The common error I see in all the "Threads will kill the Fediverse" mania is that it assumes the same people who sign up for Threads would have otherwise signed up for Mastodon/Lemmy/Kdin/etc. 99.9% of them probably never would have. They want something that's easy and just works; and they're willing to let a company profit off their data to have it.
It's about threads becoming the fediverse by virtue of their size and resources, and then making changes to the protocols which ultimately lock out the actual fediverse. It will be 'fediverse, by Meta' where everything is hosted and run by meta.
And how do you think defederating them will affect that at all?
They can just use their influence and say “here, W3C, add this and that to the protocol”.
How will a small mastodon server with a few thousand users stop that? Defederating them is useless.
Not totally sure, but I don't think that negotiating with Threads on anything at any point is a winning strategy. They'll win every time. Kind of a 'give them an inch they take a mile' situation in my head.
At least by staying separate the user base will have to make a conscious decision about where they want to spend time instead of letting Meta dictate that for them in the future.
It is harmful either way.

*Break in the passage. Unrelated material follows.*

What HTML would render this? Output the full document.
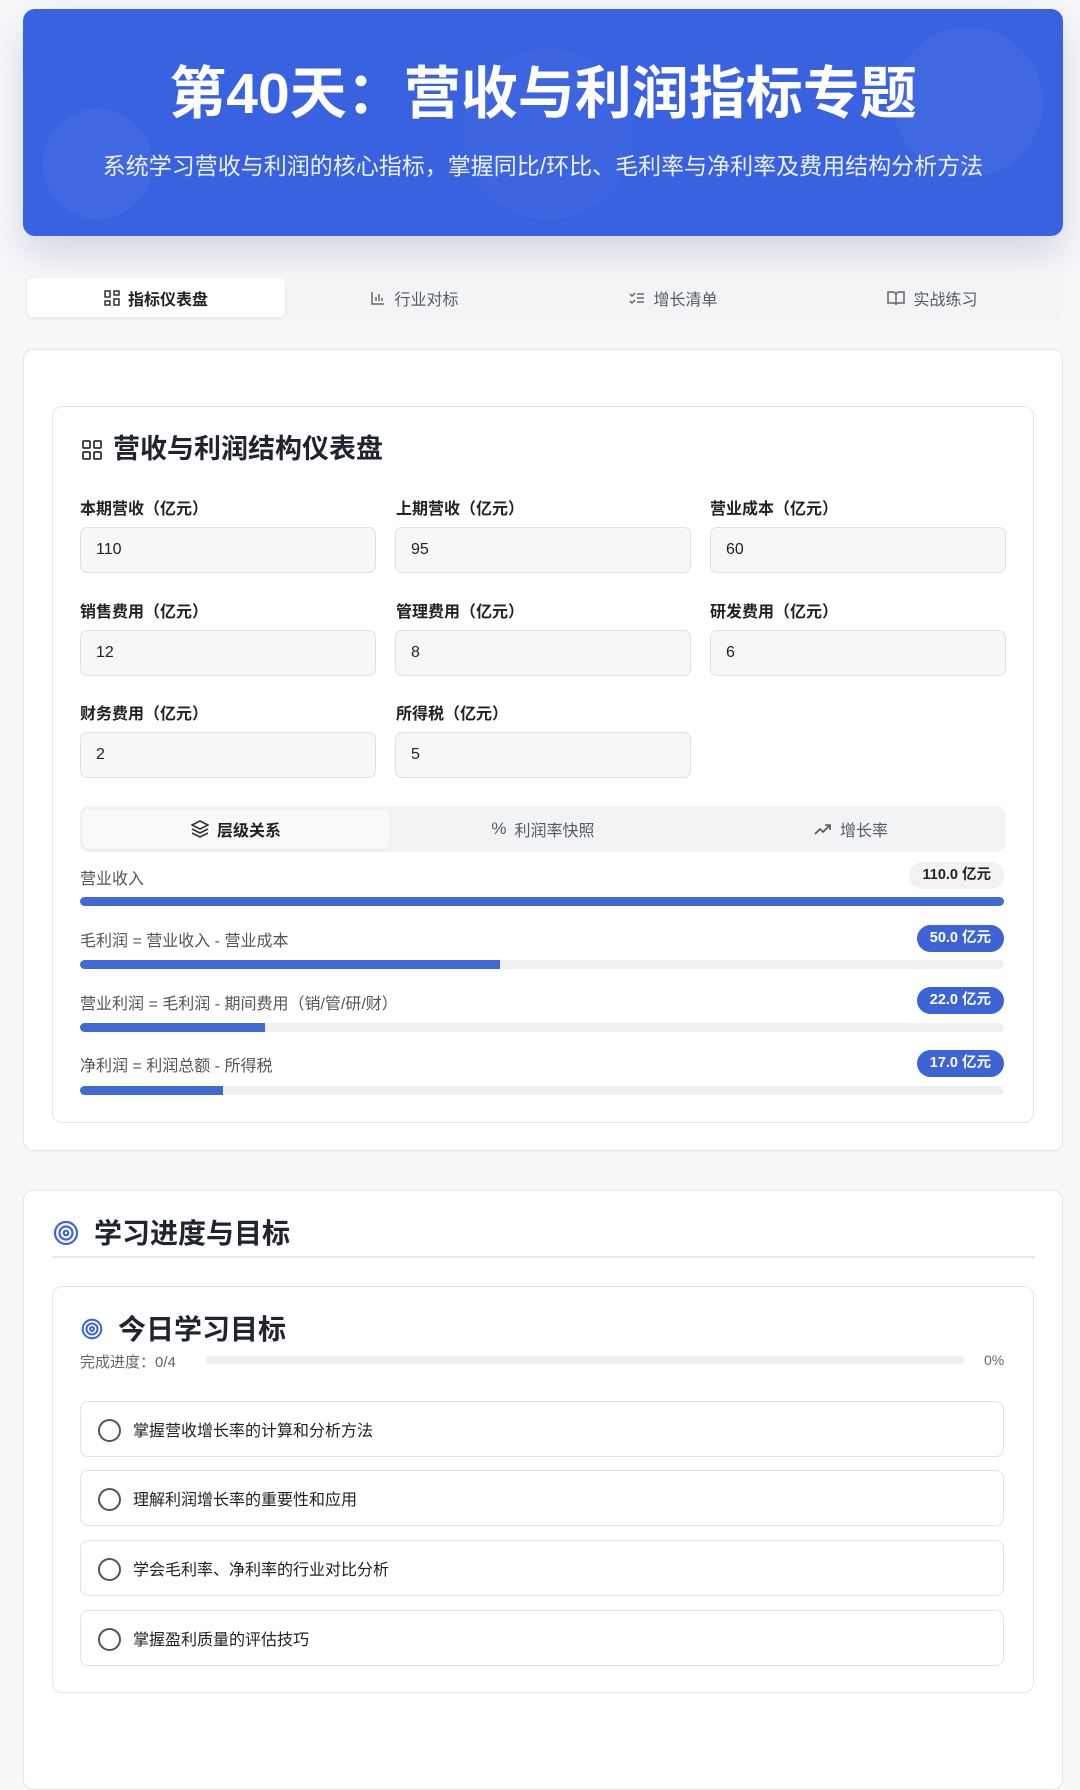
<!DOCTYPE html>
<html><head><meta charset="utf-8"><style>
*{box-sizing:border-box;margin:0;padding:0}
body{width:1080px;height:1723px;background:#f7f8fa;font-family:"Liberation Sans","Noto Sans CJK SC",sans-serif;position:relative;overflow:hidden;color:#1f2430}
.a{position:absolute}
.hdr{left:23px;top:9px;width:1040px;height:227px;background:#3962e0;border-radius:12px;box-shadow:0 18px 40px rgba(40,60,120,.18);overflow:hidden}
.circ{position:absolute;border-radius:50%;background:rgba(255,255,255,.04)}
.tabs{left:25px;top:274px;width:1038px;height:47px;background:#f3f4f6;border-radius:8px}
.tab{position:absolute;top:0;height:47px;display:flex;align-items:center;justify-content:center;font-size:16px;color:#555b66;gap:8px}
.card{background:#fff;border:1.5px solid #e3e5ea;border-radius:10px}
.lbl{font-size:16px;font-weight:bold;color:#222}
.inp{height:46px;background:#f6f7f9;border:1.5px solid #e0e2e6;border-radius:7px;font-size:16px;padding-left:15px;line-height:43px;color:#222}
.bl{font-size:16px;color:#555}
.bar{left:80px;width:924px;height:9px;background:#eef1f3;border-radius:5px;overflow:hidden}
.bar div{height:100%;background:#4169d4}
.badge{height:27px;border-radius:14px;background:#3d63d6;color:#fff;font-size:14.5px;font-weight:bold;line-height:27px;padding:0 13px;right:76px}
.item{left:80px;width:924px;height:56px;border:1.5px solid #e0e2e6;border-radius:8px;font-size:16px;color:#222;display:flex;align-items:center;padding-left:52px}
.item:before{content:"";position:absolute;left:17px;top:17px;width:19px;height:19px;border:2px solid #555;border-radius:50%}
</style></head><body>
<div class="a hdr">
<div class="circ" style="left:20px;top:100px;width:110px;height:110px"></div>
<div class="circ" style="left:870px;top:18px;width:150px;height:150px"></div>
<div class="circ" style="left:440px;top:40px;width:170px;height:170px;background:rgba(255,255,255,.025)"></div>
<div class="a" style="left:0;width:1040px;top:54px;text-align:center;color:#fff;font-size:57px;font-weight:bold;line-height:62px">第40天：营收与利润指标专题</div>
<div class="a" style="left:0;width:1040px;top:142px;text-align:center;color:#eef2ff;font-size:23px;line-height:30px">系统学习营收与利润的核心指标，掌握同比/环比、毛利率与净利率及费用结构分析方法</div>
</div>
<div class="a tabs">
<div class="tab" style="left:2px;width:258px;top:4px;height:39px;background:#fff;border-radius:6px;color:#222;font-weight:bold;box-shadow:0 1px 3px rgba(0,0,0,.06)"><svg width="16" height="16" viewBox="0 0 16 16" fill="none" stroke="#333" stroke-width="1.5"><rect x="1" y="1" width="5" height="6"/><rect x="10" y="1" width="5" height="4"/><rect x="10" y="9" width="5" height="6"/><rect x="1" y="11" width="5" height="4"/></svg>指标仪表盘</div>
<div class="tab" style="left:260px;width:259px"><svg width="16" height="16" viewBox="0 0 16 16" fill="none" stroke="#666" stroke-width="1.5"><path d="M2 2v12h12M6 11V7M9 11V4M12 11V8"/></svg>行业对标</div>
<div class="tab" style="left:519px;width:259px"><svg width="16" height="16" viewBox="0 0 16 16" fill="none" stroke="#666" stroke-width="1.5"><path d="M1 4l2 2 3-3M8 4h7M8 8h7M1 11l2 2 3-3M8 12h7"/></svg>增长清单</div>
<div class="tab" style="left:778px;width:259px"><svg width="18" height="16" viewBox="0 0 18 16" fill="none" stroke="#666" stroke-width="1.5"><path d="M1 2h5a3 3 0 013 3v10a2 2 0 00-2-2H1zM17 2h-5a3 3 0 00-3 3v10a2 2 0 012-2h6z"/></svg>实战练习</div>
</div>

<div class="a card" style="left:23px;top:349px;width:1040px;height:802px"></div>
<div class="a card" style="left:52px;top:406px;width:982px;height:717px"></div>
<svg class="a" style="left:82px;top:440px" width="20" height="20" viewBox="0 0 20 20" fill="none" stroke="#333" stroke-width="1.8"><rect x="1" y="1" width="7" height="7" rx="1"/><rect x="12" y="1" width="7" height="7" rx="1"/><rect x="1" y="12" width="7" height="7" rx="1"/><rect x="12" y="12" width="7" height="7" rx="1"/></svg>
<div class="a" style="left:113px;top:432px;font-size:27px;font-weight:bold;line-height:34px">营收与利润结构仪表盘</div>

<div class="a lbl" style="left:80px;top:495px">本期营收（亿元）</div>
<div class="a lbl" style="left:396px;top:495px">上期营收（亿元）</div>
<div class="a lbl" style="left:710px;top:495px">营业成本（亿元）</div>
<div class="a inp" style="left:80px;top:527px;width:296px">110</div>
<div class="a inp" style="left:395px;top:527px;width:296px">95</div>
<div class="a inp" style="left:710px;top:527px;width:296px">60</div>
<div class="a lbl" style="left:80px;top:598px">销售费用（亿元）</div>
<div class="a lbl" style="left:396px;top:598px">管理费用（亿元）</div>
<div class="a lbl" style="left:710px;top:598px">研发费用（亿元）</div>
<div class="a inp" style="left:80px;top:630px;width:296px">12</div>
<div class="a inp" style="left:395px;top:630px;width:296px">8</div>
<div class="a inp" style="left:710px;top:630px;width:296px">6</div>
<div class="a lbl" style="left:80px;top:700px">财务费用（亿元）</div>
<div class="a lbl" style="left:396px;top:700px">所得税（亿元）</div>
<div class="a inp" style="left:80px;top:732px;width:296px">2</div>
<div class="a inp" style="left:395px;top:732px;width:296px">5</div>

<div class="a" style="left:80px;top:806px;width:925px;height:46px;background:#f1f3f5;border-radius:8px">
<div class="tab" style="left:3px;top:3px;width:306px;height:40px;background:#f8f9fa;border-radius:6px;color:#222;font-weight:bold;box-shadow:0 1px 3px rgba(0,0,0,.05)"><svg width="18" height="18" viewBox="0 0 18 18" fill="none" stroke="#333" stroke-width="1.6"><path d="M9 1l8 4-8 4-8-4zM1 9l8 4 8-4M1 13l8 4 8-4"/></svg>层级关系</div>
<div class="tab" style="left:309px;top:0;width:308px;height:46px"><span style="font-size:17px">%</span>利润率快照</div>
<div class="tab" style="left:617px;top:0;width:308px;height:46px"><svg width="18" height="14" viewBox="0 0 18 14" fill="none" stroke="#555" stroke-width="1.6"><path d="M1 12l5-5 3 3 7-7M11 3h5v5"/></svg>增长率</div>
</div>

<div class="a bl" style="left:80px;top:865px">营业收入</div>
<div class="a badge" style="top:862px;background:#f0f2f4;color:#222">110.0 亿元</div>
<div class="a bar" style="top:897px"><div style="width:100%"></div></div>
<div class="a bl" style="left:80px;top:927px">毛利润 = 营业收入 - 营业成本</div>
<div class="a badge" style="top:925px">50.0 亿元</div>
<div class="a bar" style="top:960px"><div style="width:45.5%"></div></div>
<div class="a bl" style="left:80px;top:990px">营业利润 = 毛利润 - 期间费用（销/管/研/财）</div>
<div class="a badge" style="top:987px">22.0 亿元</div>
<div class="a bar" style="top:1023px"><div style="width:20%"></div></div>
<div class="a bl" style="left:80px;top:1052px">净利润 = 利润总额 - 所得税</div>
<div class="a badge" style="top:1050px">17.0 亿元</div>
<div class="a bar" style="top:1086px"><div style="width:15.5%"></div></div>

<div class="a card" style="left:23px;top:1190px;width:1040px;height:600px"></div>
<svg class="a" style="left:53px;top:1220px" width="26" height="26" viewBox="0 0 26 26" fill="none" stroke="#3f66d4" stroke-width="2.2"><circle cx="13" cy="13" r="11"/><circle cx="13" cy="13" r="6.5"/><circle cx="13" cy="13" r="2.3"/></svg>
<div class="a" style="left:94px;top:1216px;font-size:28px;font-weight:bold;line-height:36px">学习进度与目标</div>
<div class="a" style="left:52px;top:1256px;width:983px;height:2px;background:#e6e8ec"></div>
<div class="a card" style="left:52px;top:1286px;width:982px;height:407px"></div>
<svg class="a" style="left:81px;top:1318px" width="22" height="22" viewBox="0 0 26 26" fill="none" stroke="#3f66d4" stroke-width="2.4"><circle cx="13" cy="13" r="11"/><circle cx="13" cy="13" r="6.5"/><circle cx="13" cy="13" r="2.3"/></svg>
<div class="a" style="left:118px;top:1312px;font-size:28px;font-weight:bold;line-height:36px">今日学习目标</div>
<div class="a" style="left:80px;top:1351px;font-size:15px;color:#666">完成进度：0/4</div>
<div class="a" style="left:205px;top:1356px;width:760px;height:8px;background:#eef1f3;border-radius:4px"></div>
<div class="a" style="left:984px;top:1352px;font-size:14px;color:#666">0%</div>
<div class="a item" style="top:1401px">掌握营收增长率的计算和分析方法</div>
<div class="a item" style="top:1470px">理解利润增长率的重要性和应用</div>
<div class="a item" style="top:1540px">学会毛利率、净利率的行业对比分析</div>
<div class="a item" style="top:1610px">掌握盈利质量的评估技巧</div>
</body></html>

Not a great situation for fediverse. I wouldn't say defed is useless, it clearly does something. Effective? Not sure.
Not totally sure, but I don’t think that negotiating with Threads on anything at any point is a winning strategy. They’ll win every time. Kind of a ‘give them an inch they take a mile’ situation in my head.
Federating with them isn't "negotiating" in any way.
Any fear of Threads controlling the protocol is out of our hands, because the protocol isn't in the hands of the Mastodon devs, it's in the hands of W3C. So no matter what Mastodon instances do, it won't affect Threads and W3C.
At least by staying separate the user base will have to make a conscious decision about where they want to spend time instead of letting Meta dictate that for them in the future.
I think that by not federating with them, we're TAKING AWAY the option for people to make a decision, and forcing the worst possible choice on them. Imagine I want to follow a guy that is really popular on Threads. If Mastodon federates with them, I can decide to make an account on Mastodon and follow the guy from the safety of a network that it not governed by algorithms that promote hate, or I can decide to make a Threads account and follow them there. It's my choice.
But if Mastodon instances do NOT federate with Threads, the only way for me to follow that popular guy is by creating a Threads account and using the Threads app. By not federating, Mastodon removed my ability to choose and forced the worst possible option on me.
We should want MORE people using Mastodon, not fewer people. Let them follow Threads profiles from the safety of Mastodon.
Allowing their platform access to the fediverse is giving them something they want in exchange for access to a larger user base for us. It's a form of trade or negotiation, however you want to look at it it's a choice to exchange something of value.